Yeah, I don’t pretend to really know anything. I think my logic is sound, but A) I still haven’t actually played, and B) Everything is a problem for somebody. :slight_smile:

I haven’t GMed it. I’ve played. I’m having a hard time seeing how things come together [in a non-sucky way ;)].

Potential confounding problem for me, I have been unable to read the sample adventure due to spoiler, as that is what we are playing.

It might not come together, for a given value of “suck”. :slight_smile:

It can be really helpful to see an example of how an adventure should look, though the sample adventure might confuse things slightly in its offering of suggested skills and obstacles. I think a “real” adventure would just describe the challenges and leave the Obstacles to the GM to decide, since there are so many ways that players might approach a problem.

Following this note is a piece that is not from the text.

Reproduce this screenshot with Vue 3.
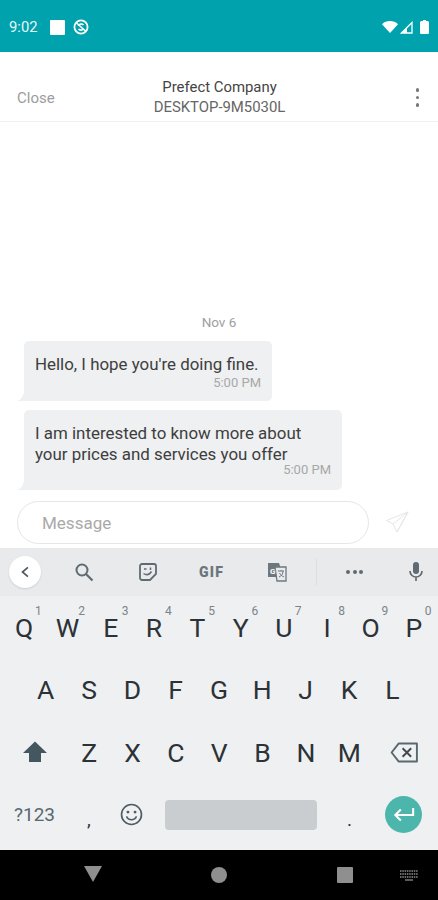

A non-Conflict example of play in the book might have been nice. (I realize there are a ton of those, but they’re not compiled into an overall play experience.)

Example play does have a tough time covering the weird. Last night, middle of a Drive Off Conflict, a PC described their Help in such a way that there was no way to judge that it wouldn’t trigger a predefined trap. Middle of the Conflict. :stuck_out_tongue: Fortunately the acting player ran down the the opponent’s Dispo with that roll so it wasn’t as big of a dilemma as it could have been (trap triggering player hadn’t yet had an action) but it was very much within sight of weirdness. shrug

Spoiler details withheld.

EDIT: Fixed typo.

One obvious solution if trying to game the system would be to word your instinct “Search every room carefully”. Or even “search every room for traps, treasure and secret doors”…

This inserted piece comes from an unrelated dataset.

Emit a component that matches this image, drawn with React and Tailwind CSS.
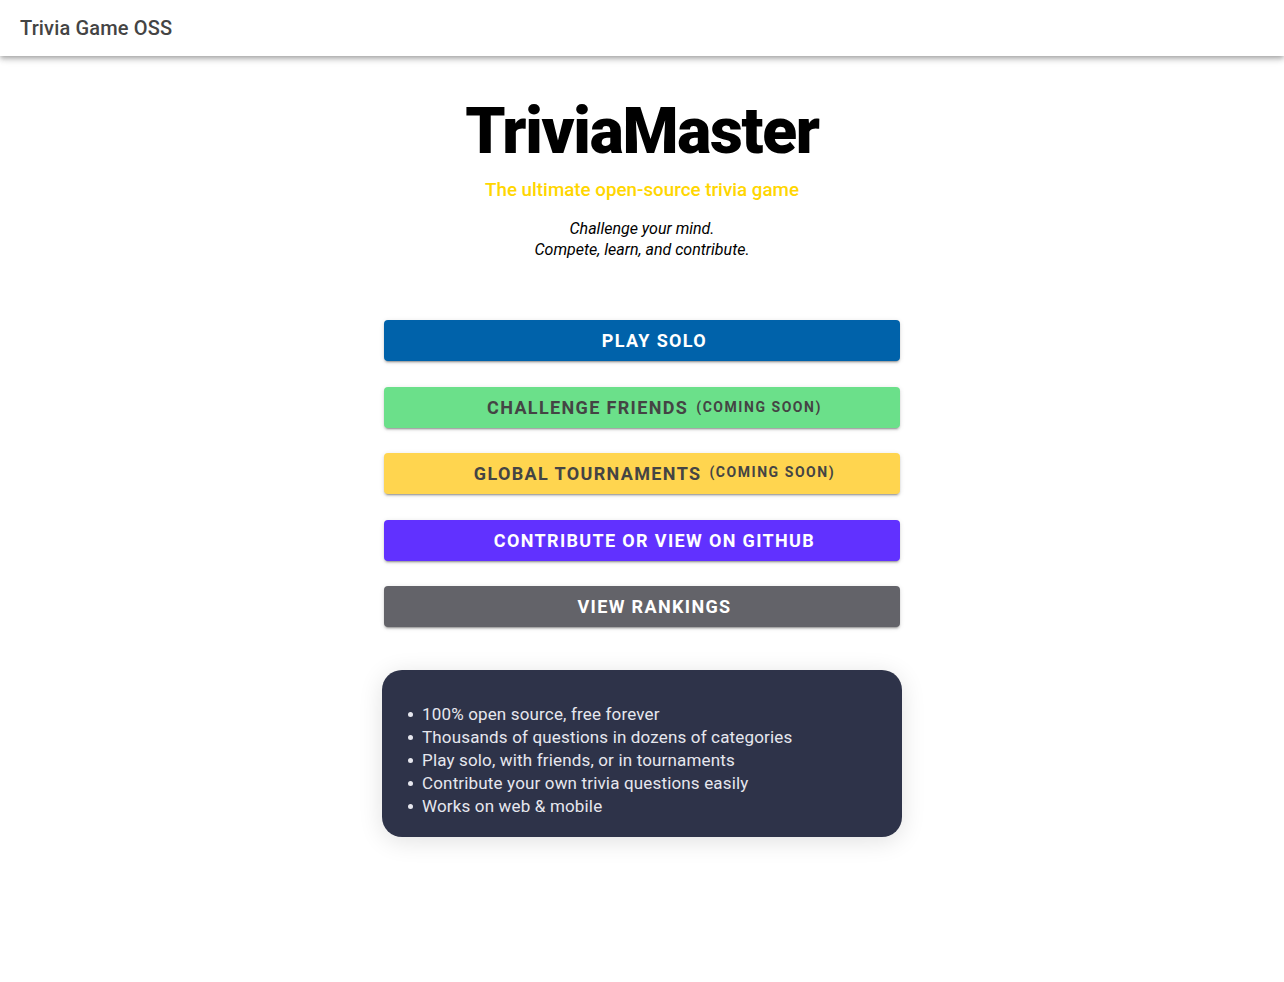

I’m not advocating using these, as they irk me, but the thing is they don’t seem strictly illegal as per the rules. I think it depends on whether you define searching as a general activity which finds hidden things, or an activity in which you search for a specific thing, at the exclusion of others. No matter, though, as I read the rules, because picking through the room an instinct such as “search the room carefully” ought to kick in regardless of trap, door, treasure, ambush or what have you.

I don’t have a good solution, but I don’t think we’ve solved the problem either…

That’s pretty much exactly what I was trying to say, your examples and scenarios were much more complete though.

I don’t have the books in front of me, but I have to assume the Instincts section says something about specificity. As a GM I would probably preclude conjunctions from instincts. A good rule might be that if an instinct would allow you more than one test in a given area then it’s probably too broad.